Similarly, she was talking about the prevailing image of feminism as all about 'hairy humourless lesbians'; while it's *true* that that's what people think, what if I *had* been a hairy lesbian? It really sounded very dismissive, and her talk didn't make any compensatory mention of the contributions lesbian community has made to the women's movement.

I think I sound way too 'right-on' here, but then the whole point of the lecture was to make the girls who go 'eww, I'm not a feminist!' think again. Maybe it ought to make me think again about saying 'erk, I'm not one of those radical queer folks!' (Actually, I think I'm not, but I get the feeling if I make the fairly basic points above about sex and gender non-hegemony, I'll be thought of as one.)
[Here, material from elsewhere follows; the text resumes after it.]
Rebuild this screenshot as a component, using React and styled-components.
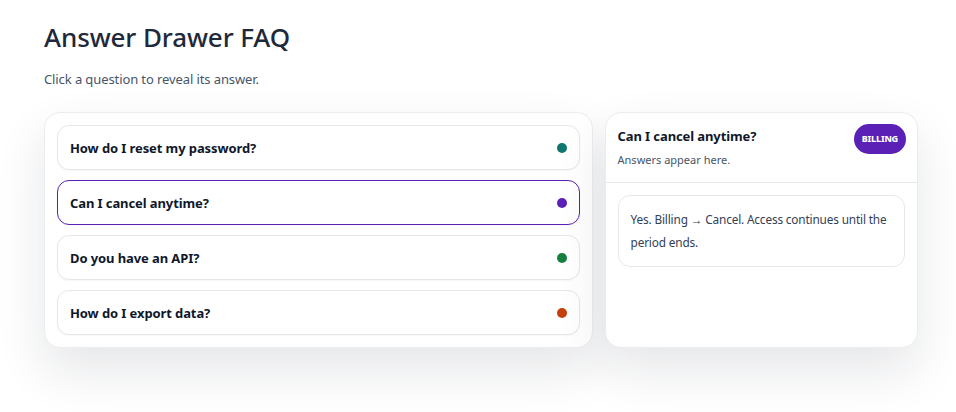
import React, { useState } from "react";
import styled, { createGlobalStyle } from "styled-components";

const faqs = [
  {
    q: "How do I reset my password?",
    a: "Go to Settings → Security and choose Reset password. We'll email you a link.",
    tag: "Account",
    color: "#0f766e",
  },
  {
    q: "Can I cancel anytime?",
    a: "Yes. Billing → Cancel. Access continues until the period ends.",
    tag: "Billing",
    color: "#5b21b6",
  },
  {
    q: "Do you have an API?",
    a: "Yes. Generate a key under Settings → Developers.",
    tag: "Developers",
    color: "#15803d",
  },
  {
    q: "How do I export data?",
    a: "Open Data → Export and pick CSV or JSON.",
    tag: "Data",
    color: "#c2410c",
  },
];

const App = () => {
  const [active, setActive] = useState(1);
  const item = faqs[active];

  return (
    <Page>
      <Global />
      <Title>Answer Drawer FAQ</Title>
      <Lead>Click a question to reveal its answer.</Lead>
      <Layout>
        <ListPanel>
          {faqs.map((f, i) => (
            <Question
              key={f.q}
              $active={i === active}
              $color={f.color}
              onClick={() => setActive(i)}
            >
              <span>{f.q}</span>
              <Dot $color={f.color} />
            </Question>
          ))}
        </ListPanel>
        <Drawer>
          <DrawerHead>
            <div>
              <DrawerTitle>{item.q}</DrawerTitle>
              <DrawerSub>Answers appear here.</DrawerSub>
            </div>
            <Badge $color={item.color}>{item.tag}</Badge>
          </DrawerHead>
          <DrawerBody>
            <Answer>{item.a}</Answer>
          </DrawerBody>
        </Drawer>
      </Layout>
    </Page>
  );
};

export default App;

const Global = createGlobalStyle`
  body {
    margin: 0;
    background: #ffffff;
    font-family: "Noto Sans", "Open Sans", sans-serif;
    color: #0f172a;
  }
`

const Page = styled.div`
  box-sizing: border-box;
  min-height: 412px;
  max-width: 918px;
  padding: 17px 0 64px 44px;
`

const Title = styled.h1`
  margin: 0;
  font-size: 26px;
  font-weight: 500;
  line-height: 40px;
  letter-spacing: -0.1px;
  color: #1e293b;
`

const Lead = styled.p`
  margin: 12px 0 0;
  font-size: 13px;
  line-height: 20px;
  letter-spacing: -0.1px;
  color: #475569;
`

const Layout = styled.div`
  display: grid;
  grid-template-columns: 1.75fr 1fr;
  gap: 12px;
  margin-top: 23px;
`

const ListPanel = styled.div`
  display: flex;
  flex-direction: column;
  gap: 10px;
  padding: 12px;
  background: #fff;
  border: 1px solid #ececf0;
  border-radius: 16px;
  box-shadow: 0 22px 50px rgba(15, 23, 42, 0.11);
`

const Question = styled.button`
  display: flex;
  align-items: center;
  justify-content: space-between;
  height: 45px;
  padding: 0 12px 0 12px;
  background: #fff;
  border: 1px solid ${(p) => (p.$active ? p.$color : "#e5e7eb")};
  border-radius: 12px;
  font-family: inherit;
  font-size: 13px;
  font-weight: 700;
  letter-spacing: -0.1px;
  color: #0f172a;
  text-align: left;
  cursor: pointer;
  box-shadow: 0 1px 2px rgba(15, 23, 42, 0.04);
`

const Dot = styled.i`
  width: 10px;
  height: 10px;
  border-radius: 50%;
  background: ${(p) => p.$color};
`

const Drawer = styled.div`
  background: #fff;
  border: 1px solid #ececf0;
  border-radius: 16px;
  box-shadow: 0 22px 50px rgba(15, 23, 42, 0.11);
  overflow: hidden;
`

const DrawerHead = styled.div`
  display: flex;
  justify-content: space-between;
  align-items: flex-start;
  padding: 12px 11px 13px 12px;
  border-bottom: 1px solid #e5e7eb;
`

const DrawerTitle = styled.div`
  font-size: 13px;
  font-weight: 700;
  line-height: 22px;
  letter-spacing: -0.1px;
  color: #0f172a;
`

const DrawerSub = styled.div`
  margin-top: 4px;
  font-size: 11px;
  line-height: 18px;
  color: #475569;
`

const Badge = styled.span`
  margin-top: -1px;
  padding: 9px 8px;
  border-radius: 999px;
  background: ${(p) => p.$color};
  color: #fff;
  font-size: 9px;
  font-weight: 800;
  line-height: 12px;
  letter-spacing: -0.2px;
  text-transform: uppercase;
`

const DrawerBody = styled.div`
  padding: 12px;
`

const Answer = styled.div`
  padding: 12px;
  border: 1px solid #e5e7eb;
  border-radius: 12px;
  font-size: 11.8px;
  line-height: 23px;
  letter-spacing: -0.15px;
  color: #334155;
`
It makes me nervous to think of saying any of this in a seminar, but I want that to be a safe(r) space where I can talk about, you know, lesbians and queer politics if it's relevant without being afraid to come out. *sigh*

Thoughts most welcome. Anyone got any experience with feminist literary criticism or feminist writing in general? I'm making this public so I can link to it in a community.

Date: Thursday, 11 October 2007 09:30 am (UTC)
From: [identity profile] andrewwyld.livejournal.com
It was quite a lot of shouty people, and they were very very shouty indeed.

I think I would make an analogy with someone who doesn't want to be a socialist because of their concern for the welfare of the poor.  The pesants in Russia and China didn't do very well out of socialism, by and large, which was obviously extremely applied in both cases, and obviously mainly designed for industrialized socieities in any case.

The aim of socialism is obviously equality, but (in its unmodified form) it doesn't work very well.  Now, I still consider myself a socialist because socialists have helpfully labelled all the variants, like Trotskyites and Maoists and so on, so the basic limited form of socialism still exists as a meaningful concept.  But all feminists basically just call themselves feminists, and a lot of the ones I've met also go "we're the real feminists, not like those liberal feminists over there".  In any case, though the initial aims of feminism are undoubtedly good, as someone else commented, some are nothing to do with equality (reproductive rights, for example—equipment makes equality a meaningless concept), and there seems to be no level of feminism that doesn't force you to buy into doctrine about not only aims but techniques for achieving them—and currently I feel both aims and techniques are out of kilter.